LaTeX Lexer

This module contains all classes for lexing LaTeX code, as well as general purpose base classes for incremental LaTeX decoders and encoders, which could be useful in case you are writing your own custom LaTeX codec.

class latexcodec.lexer.Token(name, text)

A collections.namedtuple() storing information about a matched token.

See also

LatexLexer.tokens

name

The name of the token as a str.

text

The matched token text as bytes. The constructor also accepts text as memoryview, in which case it is automatically converted to bytes. This ensures that the token is hashable.

__len__()

Length of the token text.

__nonzero__()

Whether the token contains any text.

decode(encoding)

Returns the decoded token text in the specified encoding.

Note

Control words get an extra space added at the back to make sure separation from the next token, so that decoded token sequences can be str.join()ed together.

For example, the tokens b'\hello' and b'world' will correctly result in u'\hello world' (remember that LaTeX eats space following control words). If no space were added, this would wrongfully result in u'\helloworld'.

class latexcodec.lexer.LatexLexer(errors='strict')

Bases: codecs.IncrementalDecoder

A very simple lexer for tex/latex code.

flush_raw_tokens()

Flush the raw token buffer.

get_raw_tokens(bytes_, final=False)

Yield tokens without any further processing. Tokens are one of:

  • \<word>: a control word (i.e. a command)
  • \<symbol>: a control symbol (i.e. ^ etc.)
  • #<n>: a parameter
  • a series of byte characters
getstate()

Get state.

reset()

Reset state.

setstate(state)

Set state. The state must correspond to the return value of a previous getstate() call.

class latexcodec.lexer.LatexIncrementalLexer(errors='strict')

Bases: latexcodec.lexer.LatexLexer

A very simple incremental lexer for tex/latex code. Roughly follows the state machine described in Tex By Topic, Chapter 2.

The generated tokens satisfy:

  • no newline characters: paragraphs are separated by ‘par’
  • spaces following control tokens are compressed
get_tokens(bytes_, final=False)

Yield tokens while maintaining a state. Also skip whitespace after control words and (some) control symbols. Replaces newlines by spaces and par commands depending on the context.

class latexcodec.lexer.LatexIncrementalDecoder(errors='strict')

Bases: latexcodec.lexer.LatexIncrementalLexer

Simple incremental decoder. Transforms lexed LaTeX tokens into unicode.
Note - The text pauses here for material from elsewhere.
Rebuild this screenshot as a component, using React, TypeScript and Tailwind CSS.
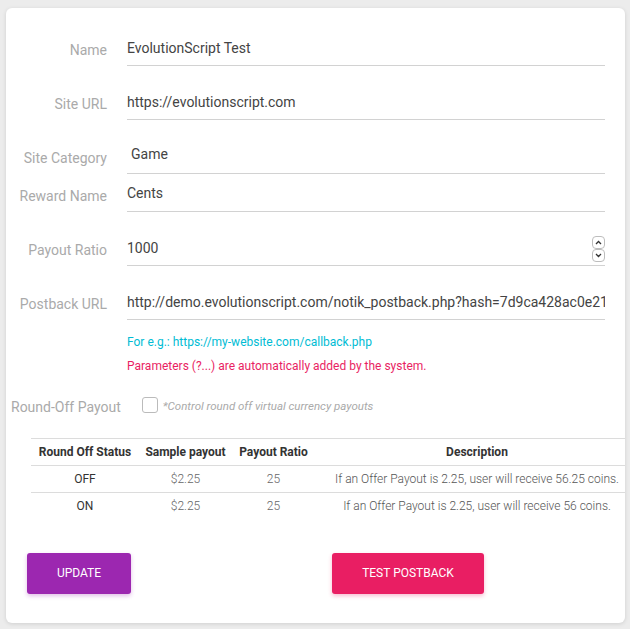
function Field({
  label,
  value,
  gap = "mt-[19px]",
  valueClass = "",
  children,
}: {
  label: string;
  value: string;
  gap?: string;
  valueClass?: string;
  children?: React.ReactNode;
}) {
  return (
    <div className={`flex items-center ${gap}`}>
      <label className="w-[101px] shrink-0 text-right text-[14px] text-[#aaaaaa] pt-[3px]">{label}</label>
      <div className="ml-[20px] flex-1 min-w-0 h-[35px] border-b border-[#d2d2d2] flex items-center relative overflow-hidden">
        <span className={`text-[14px] text-[#444] whitespace-nowrap ${valueClass}`}>{value}</span>
        {children}
      </div>
    </div>
  );
}

function Chevron({ up }: { up?: boolean }) {
  return (
    <div className="w-[13px] h-[13px] border border-[#bdbdbd] rounded-[4px] flex items-center justify-center bg-white">
      <svg width="7" height="5" viewBox="0 0 7 5" fill="none">
        <path d={up ? "M1 4L3.5 1.5L6 4" : "M1 1L3.5 3.5L6 1"} stroke="#333" strokeWidth="1.3" />
      </svg>
    </div>
  );
}

const rows = [
  { status: "OFF", sample: "$2.25", ratio: "25", desc: "If an Offer Payout is 2.25, user will receive 56.25 coins." },
  { status: "ON", sample: "$2.25", ratio: "25", desc: "If an Offer Payout is 2.25, user will receive 56 coins." },
];

export default function App() {
  return (
    <div className="min-h-[629px] bg-[#ececec] pt-[8px] pl-[6px] pr-[5px] pb-[7px] font-['Roboto',sans-serif]">
      <div className="bg-white rounded-[6px] shadow-[0_1px_4px_rgba(0,0,0,0.12)] overflow-hidden pt-[23px] pb-[29px] pr-[20px]">
        <Field label="Name" value="EvolutionScript Test" gap="mt-0" />
        <Field label="Site URL" value="https://evolutionscript.com" />
        <Field label="Site Category" value="Game" valueClass="pl-[4px] -mt-[4px]" />
        <Field label="Reward Name" value="Cents" gap="mt-[3px]" valueClass="-mt-[1px]" />
        <Field label="Payout Ratio" value="1000">
          <div className="absolute right-0 top-[5px] flex flex-col">
            <Chevron up />
            <Chevron />
          </div>
        </Field>
        <Field label="Postback URL" value="http://demo.evolutionscript.com/notik_postback.php?hash=7d9ca428ac0e21a9f3b" />

        <div className="ml-[121px] mt-[10px] text-[12px] leading-[24px]">
          <p className="text-[#00bcd4]">For e.g.: https://my-website.com/callback.php</p>
          <p className="text-[#e91e63]">Parameters (?...) are automatically added by the system.</p>
        </div>

        <div className="flex items-center mt-[17px] h-[24px]">
          <span className="ml-[5px] text-[14px] text-[#aaaaaa]">Round-Off Payout</span>
          <span className="ml-[21px] w-[16px] h-[16px] border border-[#bbbbbb] rounded-[3px] -mt-[5px]" />
          <span className="ml-[5px] text-[11.5px] italic text-[#aaaaaa]">*Control round off virtual currency payouts</span>
        </div>

        <div className="mt-[19px] ml-[25px] w-[608px]">
          <table className="table-fixed w-[608px] border-collapse text-[12px]">
            <colgroup>
              <col className="w-[108px]" />
              <col className="w-[93px]" />
              <col className="w-[83px]" />
              <col className="w-[324px]" />
            </colgroup>
            <thead>
              <tr className="border-t border-b border-[#dcdcdc] h-[27px]">
                <th className="font-bold text-[#333] text-center">Round Off Status</th>
                <th className="font-bold text-[#333] text-center">Sample payout</th>
                <th className="font-bold text-[#333] text-center">Payout Ratio</th>
                <th className="font-bold text-[#333] text-center">Description</th>
              </tr>
            </thead>
            <tbody>
              {rows.map((r, i) => (
                <tr key={r.status} className={`h-[27px] ${i === 0 ? "border-b border-[#dcdcdc]" : ""}`}>
                  <td className="text-center text-[#333]">{r.status}</td>
                  <td className="text-center text-[#666] font-light">{r.sample}</td>
                  <td className="text-center text-[#666] font-light">{r.ratio}</td>
                  <td className="text-center text-[#555] font-light whitespace-nowrap">{r.desc}</td>
                </tr>
              ))}
            </tbody>
          </table>
        </div>

        <div className="flex mt-[33px] ml-[21px]">
          <button className="w-[104px] h-[41px] rounded-[3px] bg-[#9c27b0] text-white text-[12px] uppercase shadow-[0_2px_4px_rgba(156,39,176,0.3)]">
            Update
          </button>
          <button className="ml-[201px] w-[152px] h-[41px] rounded-[3px] bg-[#e91e63] text-white text-[12px] uppercase shadow-[0_2px_4px_rgba(233,30,99,0.3)]">
            Test Postback
          </button>
        </div>
      </div>
    </div>
  );
}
To customize decoding, subclass and override get_unicode_tokens().

decode(bytes_, final=False)

Decode LaTeX bytes_ into a unicode string.

This implementation calls get_unicode_tokens() and joins the resulting unicode strings together.

get_unicode_tokens(bytes_, final=False)

Decode every token in inputenc encoding. Override to process the tokens in some other way (for example, for token translation).

class latexcodec.lexer.LatexIncrementalEncoder(errors='strict')

Bases: codecs.IncrementalEncoder

Simple incremental encoder for LaTeX. Transforms unicode into bytes.

To customize decoding, subclass and override get_latex_bytes().

encode(unicode_, final=False)

Encode the unicode_ string into LaTeX bytes.

This implementation calls get_latex_bytes() and joins the resulting bytes together.

get_latex_bytes(unicode_, final=False)

Encode every character in inputenc encoding. Override to process the unicode in some other way (for example, for character translation).